Les vaisseaux sanguins (en vert) traversent les méninges (en rouge) pour envahir le cerveau. Les noyaux cellulaires sont colorés en bleu © Giel Schevenels

Double enjeu clinique

Au niveau clinique, l’intérêt de la barrière hémato-encéphalique est double.

Du fait de sa fonction de neuroprotection, elle empêche aussi la pénétration de molécules diagnostiques ou thérapeutiques que l’on voudrait administrer à un patient. « Cela pose un gros problème dans le cadre de protocole de traitements de maladies neurologiques. Tant les instances académiques que l’industrie cherchent à développer des stratégies pour pouvoir ouvrir cette barrière de manière contrôlée.»

« L’autre enjeu clinique est tout aussi important. La barrière hémato-encéphalique protectrice du cerveau s’avère être assez fragile. Quand une pathologie neurologique se développe et qu’il y a soit un manque d’approvisionnement d’oxygène, soit une infiltration d’une composante inflammatoire ou oxydative, on constate une défaillance de cette barrière hémato-encéphalique qui devient dès lors perméable. C’est presque systématique. Un cercle vicieux se met alors en place aggravant l’inflammation », explique Pr Benoît Vanhollebeke.

Halte aux maladies neurodégénératives

L’enjeu clinique des recherches menées par le Pr Benoît Vanhollebeke et son équipe s’inscrit dans la découverte de mécanismes permettant de renforcer les propriétés de la barrière hémato-encéphalique lorsque celle-ci est défaillante. De nombreuses pathologies graves sont concernées, comme l’accident vasculaire cérébral , la sclérose en plaques, le Covid long.

Lors d’un AVC, l’intégrité de la barrière hémato-encéphalique peut être altérée, compromettant la protection du cerveau, aggravant les lésions tissulaires et augmentant le risque d’hémorragie.

La sclérose en plaques est une maladie neurodégénérative causée par un afflux important de cellules immunitaires du sang vers le cerveau qui y attaquent les gaines de myéline des neurones.

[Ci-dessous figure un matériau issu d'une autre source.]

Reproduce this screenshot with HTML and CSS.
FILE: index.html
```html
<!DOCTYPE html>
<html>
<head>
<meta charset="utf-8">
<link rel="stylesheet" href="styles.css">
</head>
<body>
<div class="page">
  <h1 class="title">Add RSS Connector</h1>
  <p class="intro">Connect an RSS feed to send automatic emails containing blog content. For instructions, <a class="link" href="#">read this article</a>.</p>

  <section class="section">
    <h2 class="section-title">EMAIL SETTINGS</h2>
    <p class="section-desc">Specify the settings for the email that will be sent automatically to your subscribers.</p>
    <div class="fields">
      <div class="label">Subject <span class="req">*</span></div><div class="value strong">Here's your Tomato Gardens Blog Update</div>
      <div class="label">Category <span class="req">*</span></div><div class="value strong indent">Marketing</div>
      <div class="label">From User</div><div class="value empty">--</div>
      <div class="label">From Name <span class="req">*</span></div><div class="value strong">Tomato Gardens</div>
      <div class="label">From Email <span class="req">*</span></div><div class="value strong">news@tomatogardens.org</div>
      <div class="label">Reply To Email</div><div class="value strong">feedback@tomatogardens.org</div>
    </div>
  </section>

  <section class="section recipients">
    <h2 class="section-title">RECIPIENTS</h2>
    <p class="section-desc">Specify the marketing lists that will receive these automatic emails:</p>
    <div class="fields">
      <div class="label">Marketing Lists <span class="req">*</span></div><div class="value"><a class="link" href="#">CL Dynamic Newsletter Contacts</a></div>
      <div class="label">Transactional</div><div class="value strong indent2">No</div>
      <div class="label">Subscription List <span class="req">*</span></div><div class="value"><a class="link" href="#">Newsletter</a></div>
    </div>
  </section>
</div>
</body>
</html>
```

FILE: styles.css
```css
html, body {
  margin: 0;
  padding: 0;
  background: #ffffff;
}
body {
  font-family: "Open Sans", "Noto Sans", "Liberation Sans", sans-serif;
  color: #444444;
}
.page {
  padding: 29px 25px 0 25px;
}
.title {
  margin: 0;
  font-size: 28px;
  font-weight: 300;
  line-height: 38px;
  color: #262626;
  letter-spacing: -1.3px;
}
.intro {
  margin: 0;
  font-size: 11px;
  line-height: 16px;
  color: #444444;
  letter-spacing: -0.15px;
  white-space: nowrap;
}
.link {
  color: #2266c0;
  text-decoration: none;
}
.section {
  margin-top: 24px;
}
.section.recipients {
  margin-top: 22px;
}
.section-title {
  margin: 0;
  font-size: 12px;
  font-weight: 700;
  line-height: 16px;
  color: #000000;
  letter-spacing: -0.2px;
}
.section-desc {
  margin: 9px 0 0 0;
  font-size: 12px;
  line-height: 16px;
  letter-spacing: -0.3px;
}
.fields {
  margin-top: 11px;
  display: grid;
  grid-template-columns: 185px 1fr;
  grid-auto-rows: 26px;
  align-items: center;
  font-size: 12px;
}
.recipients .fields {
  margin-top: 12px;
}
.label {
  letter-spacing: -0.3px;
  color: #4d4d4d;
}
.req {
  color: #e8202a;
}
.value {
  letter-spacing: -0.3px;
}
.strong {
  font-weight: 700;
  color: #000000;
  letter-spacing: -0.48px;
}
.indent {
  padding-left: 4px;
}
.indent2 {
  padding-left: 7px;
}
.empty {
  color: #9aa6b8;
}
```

« Quant au Covid long ou neuro-Covid, les séquelles neurologiques sont parfois très graves et sont clairement liées à un dysfonctionnement très important de la barrière hémato-encéphalique. »

Rectifier le dysfonctionnement de la barrière céphalorachidienne pourrait être une voie thérapeutique prometteuse.

Réparer la barrière

La barrière hémato-encéphalique protège le cerveau dès ses premiers stades de formation in utero. Avec son équipe, le Pr Vanhollebeke cherche à détecter, chez les embryons (de souris) très précoces, les toutes premières protéines et autres molécules relarguées par les cellules neuronales qui permettent aux vaisseaux sanguins d’acquérir leurs propriétés particulières.

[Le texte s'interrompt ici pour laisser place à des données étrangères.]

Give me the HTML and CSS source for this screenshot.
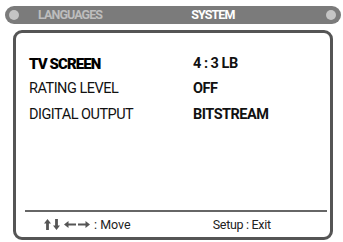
FILE: index.html
```html
<!DOCTYPE html>
<html>
<head>
<meta charset="utf-8">
<link rel="stylesheet" href="styles.css">
</head>
<body>
<div class="tabbar">
  <span class="dot"></span>
  <span class="tab tab-inactive">LANGUAGES</span>
  <span class="tab tab-active">SYSTEM</span>
  <span class="dot dot-right"></span>
</div>
<div class="panel">
  <div class="rows">
    <div class="label label-sel">TV SCREEN</div><div class="value">4 : 3 LB</div>
    <div class="label">RATING LEVEL</div><div class="value">OFF</div>
    <div class="label">DIGITAL OUTPUT</div><div class="value">BITSTREAM</div>
  </div>
  <div class="sep"></div>
  <div class="footer">
    <div class="hint hint-move">
      <svg class="arr" width="7" height="11" viewBox="0 0 7 11"><path d="M3.5 0 L7 4.5 L4.9 4.5 L4.9 11 L2.1 11 L2.1 4.5 L0 4.5 Z" fill="#555"/></svg>
      <svg class="arr" width="7" height="11" viewBox="0 0 7 11"><path d="M3.5 11 L7 6.5 L4.9 6.5 L4.9 0 L2.1 0 L2.1 6.5 L0 6.5 Z" fill="#555"/></svg>
      <svg class="arr arr-h" width="12" height="7" viewBox="0 0 12 7"><path d="M0 3.5 L4.5 0 L4.5 2.4 L12 2.4 L12 4.6 L4.5 4.6 L4.5 7 Z" fill="#555"/></svg>
      <svg class="arr" width="12" height="7" viewBox="0 0 12 7"><path d="M12 3.5 L7.5 0 L7.5 2.4 L0 2.4 L0 4.6 L7.5 4.6 L7.5 7 Z" fill="#555"/></svg>
      <span>: Move</span>
    </div>
    <div class="hint hint-exit">Setup : Exit</div>
  </div>
</div>
</body>
</html>
```
FILE: styles.css
```css
html, body {
  margin: 0;
  padding: 0;
  background: #ffffff;
}
body {
  width: 343px;
  height: 242px;
  overflow: hidden;
  font-family: Roboto, "Liberation Sans", sans-serif;
}
.tabbar {
  margin: 6px 2px 0 5px;
  height: 18px;
  border-radius: 9px;
  background: #7b7b7b;
  display: flex;
  align-items: center;
  padding: 0 5px 0 4px;
}
.dot {
  width: 10px;
  height: 10px;
  border-radius: 50%;
  background: #c4c4c4;
  flex: none;
}
.dot-right {
  margin-left: auto;
}
.tab {
  font-weight: bold;
  font-size: 12.5px;
  line-height: 18px;
  letter-spacing: -0.9px;
}
.tab-inactive {
  color: #bdbdbd;
  margin-left: 19px;
}
.tab-active {
  color: #ffffff;
  margin-left: 89px;
}
.panel {
  margin: 6px 0 0 13px;
  width: 320px;
  height: 210px;
  box-sizing: border-box;
  border: 3px solid #555555;
  border-radius: 9px;
  display: flex;
  flex-direction: column;
}
.rows {
  display: grid;
  grid-template-columns: 164px auto;
  grid-auto-rows: 25.3px;
  align-items: center;
  padding: 18px 0 0 13px;
  flex: 1;
  align-content: start;
}
.label {
  font-size: 14.5px;
  color: #111111;
  letter-spacing: -0.5px;
}
.label-sel {
  font-weight: 900;
  color: #000000;
  font-size: 15px;
  letter-spacing: -0.9px;
}
.value {
  font-size: 14.5px;
  font-weight: bold;
  color: #111111;
  letter-spacing: -0.5px;
}
.sep {
  height: 2px;
  background: #666666;
  margin: 0 3px 0 9px;
}
.footer {
  height: 25px;
  display: flex;
  align-items: center;
  font-size: 12.5px;
  color: #222222;
}
.hint-move {
  display: flex;
  align-items: center;
  gap: 2px;
  margin-left: 28px;
}
.arr-h {
  margin-left: 2px;
}
.hint-move span {
  margin-left: 2px;
}
.hint-exit {
  margin-left: 82px;
  letter-spacing: -0.3px;
}
```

« Au laboratoire, nous essayons de découvrir quelles sont les molécules qui permettent, ensuite, de maintenir la barrière chez l’adulte. En effet, quand ces injonctions neuronales cessent, les vaisseaux sanguins perdent leur propriété de barrière. Jusqu’à présent, nos travaux montrent qu’il s’agit des mêmes signaux qu’in utero. Dans un second temps, nous espérons pouvoir développer une certaine forme d’ingénierie pour réadministrer ces mêmes molécules chez un patient où la barrière est dysfonctionnelle », précise Pr Vanhollebek, lauréat du 6e Prix triennal de la Fondation Simone et Pierre Clerdent.

Les 400.000 euros de ce prix permettront de continuer à explorer durant 3 ans les mécanismes de vascularisation du cerveau et ses régulations chez les vertébrés.